Next year may be more challenging for banks in the UAE, as their asset quality and profitability are forecast to weaken on the back of continued slowdown in the economy and real estate sector.
Low oil prices, coupled with ongoing mitigating measures, such as the postponement of debt payments, could also result in more bad debts piling up, S&P said in its latest analysis.
“The fall in oil prices and economic slowdown will prompt a rise in problem loans and the cost of risk, at a time when the real estate sector was already under significant stress,” the ratings agency said in a report.
“Because of ongoing regulatory forbearance measures, we anticipate that non-performing loans will reach a peak in 2021,” it added.
The picture is no different in other markets. The ratings agency has predicted a more difficult year ahead for banks around the world, citing that 2021 “could turn out to be the toughest test” for lenders since the aftermath of the 2009 global financial crisis.
“This year has been hard for banks. Next year may be even harder,” S&P said.
The UAE has rolled out a series of stimulus packages and initiatives to mitigate the financial impact of the coronavirus pandemic, granting rent reprieves, deferring loan repayments and opening up interest-free credit lines to businesses and individuals.
At least 310,000 customers have so far benefited from the UAE’s loan deferment initiative since the onset of the coronavirus pandemic.

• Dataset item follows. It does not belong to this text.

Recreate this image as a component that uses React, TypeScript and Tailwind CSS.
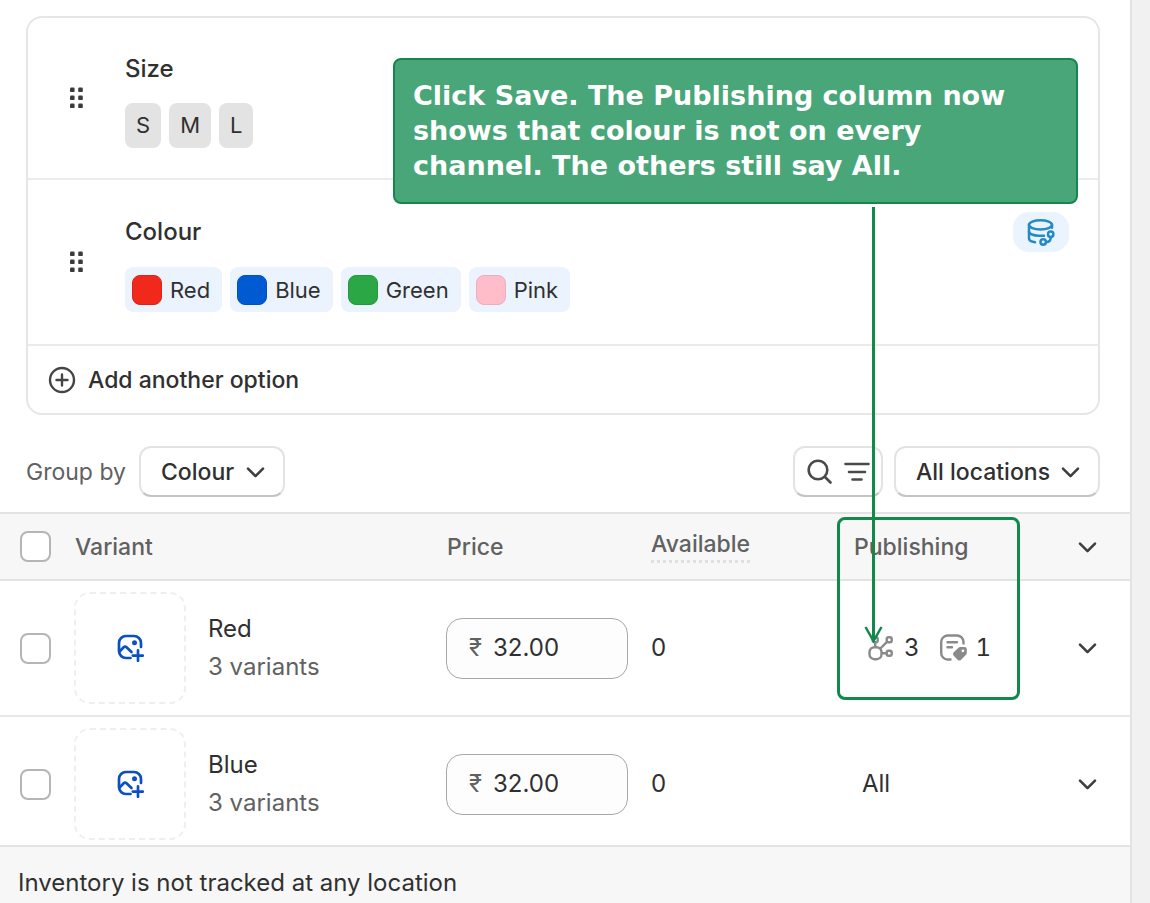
import { useState } from "react";

const SIZES = ["S", "M", "L"];

const COLOURS = [
  { name: "Red", swatch: "bg-[#f1291c] border-[#dc2419]" },
  { name: "Blue", swatch: "bg-[#005bd3] border-[#0052c0]" },
  { name: "Green", swatch: "bg-[#2ba745] border-[#25983d]" },
  { name: "Pink", swatch: "bg-[#ffbdca] border-[#ecaebb]" },
];

const VARIANTS = [
  { name: "Red", count: 3, price: "32.00", available: 0, channels: 3, catalogs: 1 },
  { name: "Blue", count: 3, price: "32.00", available: 0, channels: null, catalogs: null },
];

function DragHandle() {
  return (
    <button type="button" aria-label="Reorder option" className="w-4 shrink-0">
      <svg width="16" height="22" viewBox="0 0 16 22" fill="#3b3b3b">
        {[1, 9, 17].map((y) => (
          <g key={y}>
            <rect x="2" y={y - 0.5} width="4.6" height="4.6" rx="1.2" />
            <rect x="10.2" y={y - 0.5} width="4.6" height="4.6" rx="1.2" />
          </g>
        ))}
      </svg>
    </button>
  );
}

function Chevron() {
  return (
    <svg width="19" height="12" viewBox="0 0 19 12" fill="none" stroke="#3f3f3f" strokeWidth="2.6" strokeLinecap="round" strokeLinejoin="round">
      <path d="M2 2.6l7.5 7.5 7.5-7.5" />
    </svg>
  );
}

function ImageAddIcon() {
  return (
    <svg width="28" height="28" viewBox="0 0 28 28" fill="none" stroke="#0a50c4" strokeWidth="2.7" strokeLinecap="round" strokeLinejoin="round">
      <path d="M25 13V9a7 7 0 0 0-7-7h-8a7 7 0 0 0-7 7v8a7 7 0 0 0 7 7h4.5" />
      <path d="M3.5 17.5l4.2-4.2a2 2 0 0 1 2.800 0l5 4.700" />
      <circle cx="18.500" cy="8.700" r="2.500" fill="#0a50c4" stroke="none" />
      <path d="M22 16.400v10.400M16.800 21.600h10" />
    </svg>
  );
}

function ChannelsIcon() {
  return (
    <svg width="26" height="26" viewBox="0 0 26 26" fill="none" stroke="#8a8a8a" strokeWidth="2.4">
      <rect x="1.5" y="12.2" width="12" height="12" rx="5" />
      <rect x="4.7" y="2.2" width="5" height="5" rx="1.8" />
      <rect x="18.700" y="2.2" width="5" height="5" rx="1.8" />
      <rect x="18.700" y="15.700" width="5" height="5" rx="1.8" />
      <path d="M7.200 7.200v5M19 6.900l-7.200 7.100M13.700 18.200h5" />
    </svg>
  );
}

function CatalogIcon() {
  return (
    <svg width="28" height="28" viewBox="0 0 28 28" fill="none" stroke="#8a8a8a" strokeWidth="2.4" strokeLinecap="round">
      <path d="M23.500 9.500V8A6.500 6.500 0 0 0 17 1.500H7.500A6.500 6.500 0 0 0 1.200 8v11a6.500 6.500 0 0 0 6.300 6.500h3" />
      <path d="M7.500 8.200h9.500M7.500 13.200H12" />
      <path d="M20.300 13h4.200a2.300 2.300 0 0 1 2.300 2.300v3.700a2.500 2.500 0 0 1-.8 1.800l-4.900 4.900a2.500 2.500 0 0 1-3.500 0l-3.900-3.900a2.500 2.500 0 0 1 0-3.500l4.800-4.600a2.500 2.500 0 0 1 1.800-.7z" fill="#8a8a8a" stroke="none" />
      <circle cx="22.900" cy="16.800" r="1.4" fill="#fff" stroke="none" />
    </svg>
  );
}

function MetafieldIcon() {
  return (
    <svg width="28" height="28" viewBox="0 0 28 28" fill="none" stroke="#2489c4" strokeWidth="2.5" strokeLinecap="round">
      <ellipse cx="13.500" cy="6.800" rx="11.500" ry="4.600" />
      <path d="M2 6.800V20.500c0 1.900 2.200 3.200 6 3.800" />
      <path d="M25 6.800v3" />
      <path d="M2 13.500c0 2.400 4.600 4.200 9.500 4.300H17" />
      <circle cx="23.700" cy="16.200" r="2.700" />
      <circle cx="16.200" cy="24" r="2.700" />
      <path d="M23.700 19.200c0 3-1.200 4.700-4.400 4.900" />
    </svg>
  );
}

const checkboxClass =
  "block size-[31px] appearance-none rounded-lg border-2 border-[#b5b5b5] bg-white checked:bg-[#303030]";

const selectClass =
  "h-[51px] appearance-none rounded-xl border-2 border-[#e3e3e3] border-b-[#c4c4c4] bg-white pl-5 font-medium text-[#303030]";

export default function App() {
  const [groupBy, setGroupBy] = useState("Colour");
  const [prices, setPrices] = useState(VARIANTS.map((v) => v.price));

  return (
    <div className="min-h-screen bg-[#f1f1f1] pr-[18px] font-['Inter',sans-serif] text-[23px] leading-7 text-[#303030]">
      <main className="relative flex min-h-screen flex-col border-r-2 border-[#e3e3e3] bg-white pt-4">
        {/* Options */}
        <section className="mr-[30px] ml-[26px] rounded-2xl border-2 border-[#e6e6e6]">
          <div className="flex h-[162px] items-center gap-[41px] border-b-2 border-[#ebebeb] pl-10">
            <DragHandle />
            <div className="space-y-5 pt-1.5">
              <h2 className="text-[24px] font-medium">Size</h2>
              <div className="flex gap-2 text-[22px]">
                {SIZES.map((s) => (
                  <span key={s} className="flex h-[45px] items-center rounded-lg bg-[#e3e3e3] px-[11px]">
                    {s}
                  </span>
                ))}
              </div>
            </div>
          </div>

          <div className="flex h-[166px] items-center gap-[41px] border-b-2 border-[#ebebeb] pl-10">
            <DragHandle />
            <div className="space-y-[21px] pt-1.5">
              <h2 className="text-[24px] font-medium">Colour</h2>
              <div className="flex gap-2 text-[22px]">
                {COLOURS.map((c) => (
                  <span key={c.name} className="flex h-[45px] items-center gap-2 rounded-lg bg-[#eaf3fe] pr-3 pl-[7px]">
                    <span className={`size-[30px] rounded-lg border ${c.swatch}`} />
                    {c.name}
                  </span>
                ))}
              </div>
            </div>
            <button
              type="button"
              aria-label="Connected metafield"
              className="mt-8 mr-[29px] ml-auto flex h-10 w-14 items-center justify-center self-start rounded-2xl bg-[#eaf4ff]"
            >
              <MetafieldIcon />
            </button>
          </div>

          <button type="button" className="flex h-[67px] w-full items-center gap-3 pl-5 font-medium">
            <svg width="28" height="28" viewBox="0 0 28 28" fill="none" stroke="#454545" strokeWidth="2.4" strokeLinecap="round">
              <circle cx="14" cy="14" r="12" />
              <path d="M14 8.5v11M8.5 14h11" />
            </svg>
            Add another option
          </button>
        </section>

        {/* Toolbar */}
        <div className="mt-[31px] mr-[30px] ml-[26px] flex items-center">
          <label htmlFor="group-by" className="mr-[13px] text-[#616161]">
            Group by
          </label>
          <div className="relative">
            <select
              id="group-by"
              value={groupBy}
              onChange={(e) => setGroupBy(e.target.value)}
              className={`${selectClass} w-[146px]`}
            >
              <option>Colour</option>
              <option>Size</option>
            </select>
            <span className="pointer-events-none absolute inset-y-0 right-5 flex items-center">
              <Chevron />
            </span>
          </div>
          <button
            type="button"
            aria-label="Search and filter"
            className="mr-[11px] ml-auto flex h-[51px] w-[90px] items-center gap-3 rounded-xl border-2 border-[#e3e3e3] border-b-[#c4c4c4] pl-3"
          >
            <svg width="25" height="25" viewBox="0 0 25 25" fill="none" stroke="#4a4a4a" strokeWidth="2.6" strokeLinecap="round">
              <circle cx="11" cy="11" r="9.3" />
              <path d="M18 18l5.5 5.5" />
            </svg>
            <svg width="26" height="20" viewBox="0 0 26 20" fill="none" stroke="#4a4a4a" strokeWidth="2.6" strokeLinecap="round">
              <path d="M1.5 2h23M5 10h16M8.5 17.5h9" />
            </svg>
          </button>
          <div className="relative">
            <select aria-label="Location" className={`${selectClass} w-[206px]`}>
              <option>All locations</option>
            </select>
            <span className="pointer-events-none absolute inset-y-0 right-5 flex items-center">
              <Chevron />
            </span>
          </div>
        </div>

        {/* Variants */}
        <table className="mt-[15px] w-full table-fixed border-collapse text-left">
          <colgroup>
            <col className="w-[74px]" />
            <col />
            <col className="w-[205px]" />
            <col className="w-[203px]" />
            <col className="w-[224px]" />
            <col className="w-[52px]" />
          </colgroup>
          <thead>
            <tr className="h-[67px] border-y-2 border-[#e3e3e3] bg-[#f7f7f7] text-[#616161]">
              <th className="pl-5">
                <input type="checkbox" aria-label="Select all variants" className={checkboxClass} />
              </th>
              <th className="pl-px font-medium">Variant</th>
              <th className="pl-px font-medium">Price</th>
              <th className="font-medium">
                <span className="inline-block border-b-3 border-dotted border-[#e0e0e0] pb-0.5">Available</span>
              </th>
              <th className="font-medium">Publishing</th>
              <th>
                <button type="button" aria-label="Expand all" className="block">
                  <Chevron />
                </button>
              </th>
            </tr>
          </thead>
          <tbody className="text-[24px]">
            {VARIANTS.map((v, i) => (
              <tr key={v.name} className="border-b-2 border-[#e8e8e8]">
                <td className="pl-5">
                  <input type="checkbox" aria-label={`Select ${v.name}`} className={checkboxClass} />
                </td>
                <td className="py-[11px]">
                  <div className="flex items-center gap-[22px]">
                    <button
                      type="button"
                      aria-label={`Add image to ${v.name}`}
                      className="flex size-28 items-center justify-center rounded-2xl border-2 border-dashed border-[#efefef]"
                    >
                      <ImageAddIcon />
                    </button>
                    <div className="space-y-2.5">
                      <p>{v.name}</p>
                      <p className="text-[#616161]">{v.count} variants</p>
                    </div>
                  </div>
                </td>
                <td>
                  <label className="flex h-[61px] w-[182px] items-center gap-[11px] rounded-2xl border border-[#a8a8a8] bg-[#fdfdfd] pl-[22px]">
                    <span className="text-[#616161]">₹</span>
                    <input
                      aria-label={`${v.name} price`}
                      value={prices[i]}
                      onChange={(e) => setPrices(prices.map((p, n) => (n === i ? e.target.value : p)))}
                      className="w-28 bg-transparent outline-none"
                    />
                  </label>
                </td>
                <td>{v.available}</td>
                <td>
                  {v.channels === null ? (
                    <span className="pl-2">All</span>
                  ) : (
                    <div className="flex items-center gap-2.5 pl-3.5 tabular-nums">
                      <ChannelsIcon />
                      {v.channels}
                      <span className="ml-2.5 flex items-center gap-2">
                        <CatalogIcon />
                        {v.catalogs}
                      </span>
                    </div>
                  )}
                </td>
                <td>
                  <button type="button" aria-label={`Expand ${v.name}`} className="block">
                    <Chevron />
                  </button>
                </td>
              </tr>
            ))}
          </tbody>
        </table>

        {/* Summary bar overlaps the end of the list */}
        <footer className="relative -mt-2 flex-1 border-t-2 border-[#e3e3e3] bg-[#f7f7f7] pt-[22px] pl-[18px] text-[24px]">
          Inventory is not tracked at any location
        </footer>

        {/* Walkthrough callout */}
        <div className="absolute top-[58px] right-[52px] h-[146px] w-[685px] rounded-lg border-2 border-[#12884c] bg-[#49a678] p-[18px] font-['DejaVu_Sans',sans-serif] text-[27px] leading-[35px] font-bold text-white">
          Click Save. The Publishing column now shows that colour is not on every channel. The others still say All.
        </div>
        <svg className="pointer-events-none absolute top-[207px] right-[246px]" width="20" height="436" viewBox="0 0 20 436" fill="none" stroke="#12884c">
          <path d="M9.5 0v434" strokeWidth="3" />
          <path d="M1.5 420l8 14 8-14" strokeWidth="2.5" />
        </svg>
        <div className="pointer-events-none absolute top-[517px] right-[110px] h-[183px] w-[183px] rounded-lg border-3 border-[#12884c]" />
      </main>
    </div>
  );
}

S&P said the relaxation of certain prudential requirements could erode banks’ strong capital buffers, and that credit losses could spike up to 200 basis points (bps), especially given that some major companies are facing some serious issues.
One of the established organisations in the UAE, Arabtec, has recently announced shareholders’ decision to dissolve the company.
“The fraud case in one large corporate and the recent liquidation of a major construction company, combined with banks’ strategies to start building additional provisions, will push credit losses to 180 bps-200 bps,” S&P said.
“Bank profitability to remain low. Margins have tightened by 30 bps-40 bps due to lower interest rates. Lower margins and higher credit losses would lead to lower profitability for UAE banks. We believe UAE banks’ reduced profitability will last longer due to the high proportion of non-interest-bearing deposits in their funding structures and lower revenue on the asset side,” it added.